Renata and Tibor Buzas and their three children were supposed to fly back to Hungary Thursday, but a federal court judge has ruled they can stay while they continue their fight to live in Canada.

Renata and Tibor Buzas and their children Tibor,13, Mercedesz, 11, and Lili, 9 left Hungary in 2011.


Family members say they've faced violence and harassment in Hungary.


“I want to forget everything. It’s taking time, but I want to forget everything," said 11-year-old Mercedesz Buzas.


The family of five first came to Quebec in 2011. They were denied refugee status in March 2013 and given a deportation date of July 3, 2014.


In the meantime, they applied for permanent residency on humanitarian grounds. The family is still waiting for Immigration Canada to respond to that application.


Today — the day before the family was to be deported — immigration lawyer Éric Taillefer got a phone call advising him that a judge granted his clients a stay of deportation.
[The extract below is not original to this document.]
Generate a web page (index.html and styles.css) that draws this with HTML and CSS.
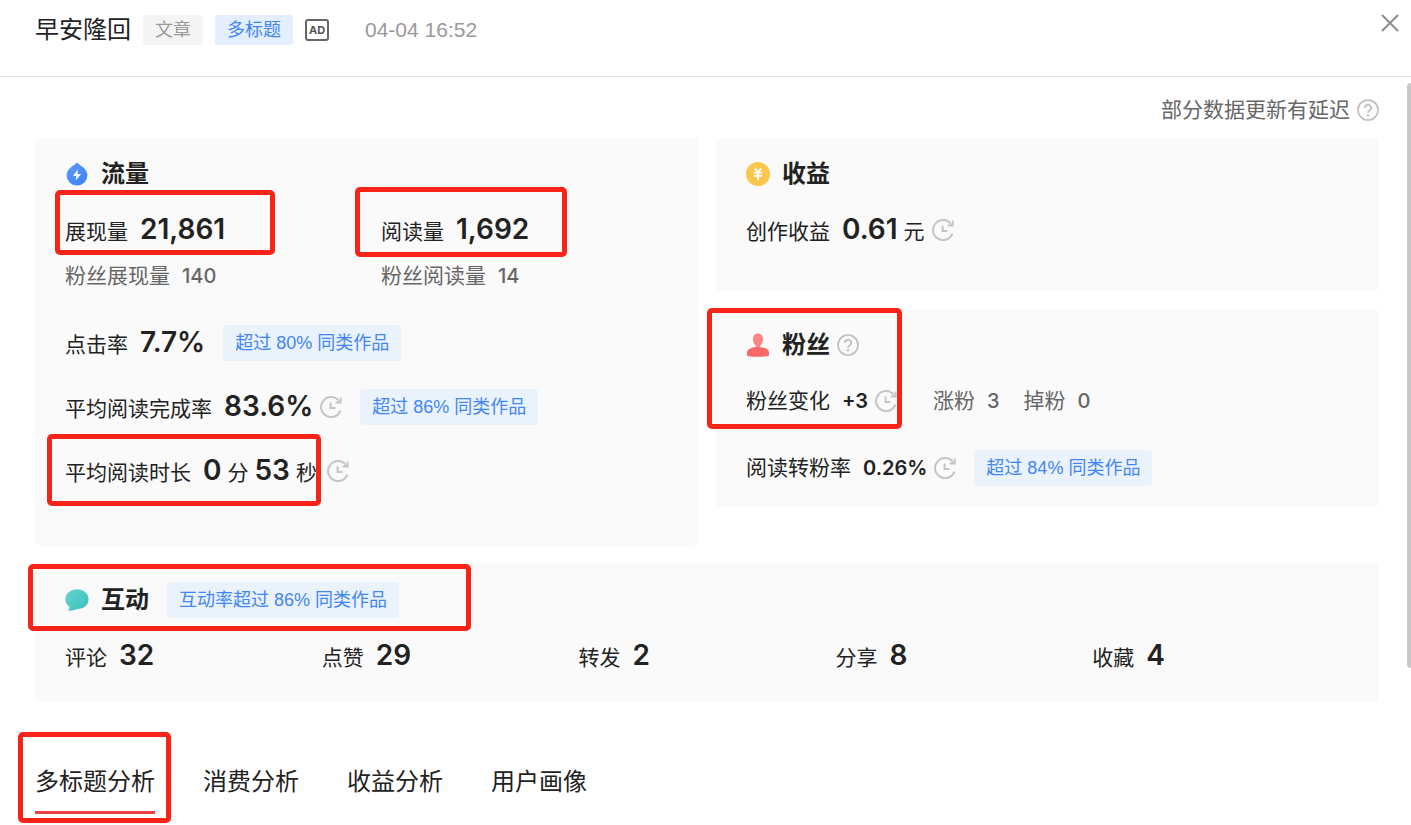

“I'd never seen so many people so happy at the same time. They were crying [tears] of joy. They were very, very happy. I think it was like a miracle to them,” Taillefer said, adding that he thinks the judge made the right decision.


“There are three very well integrated kids concerned by this application. Everyone is ready to say that Roma are discriminated in Hungary. They have lived in a very hostile environment their whole life. It’s since they arrived in Canada that they have been able to live and not just survive.”


Mercedesz Buzas said it was the happiest moment of her life.


“Here in Canada it's better — we have a better life. No one cares where you're from, what your culture is,” she said.


Taillefer said the stay is only a temporary reprieve. He now has 30 days to send his arguments to Canada’s Immigration Ministry.


“Then the Minister has another 30 days to answer. Of course this buys us some time but the ultimate goal is for the family’s (permanent residency) humanitarian application to be processed by Immigration Canada before a new deportation date could be fixed.”


Taillefer said if the humanitarian application is accepted, the family could stay in Canada. If it is not accepted, he will proceed with their case and he said court proceedings could last months.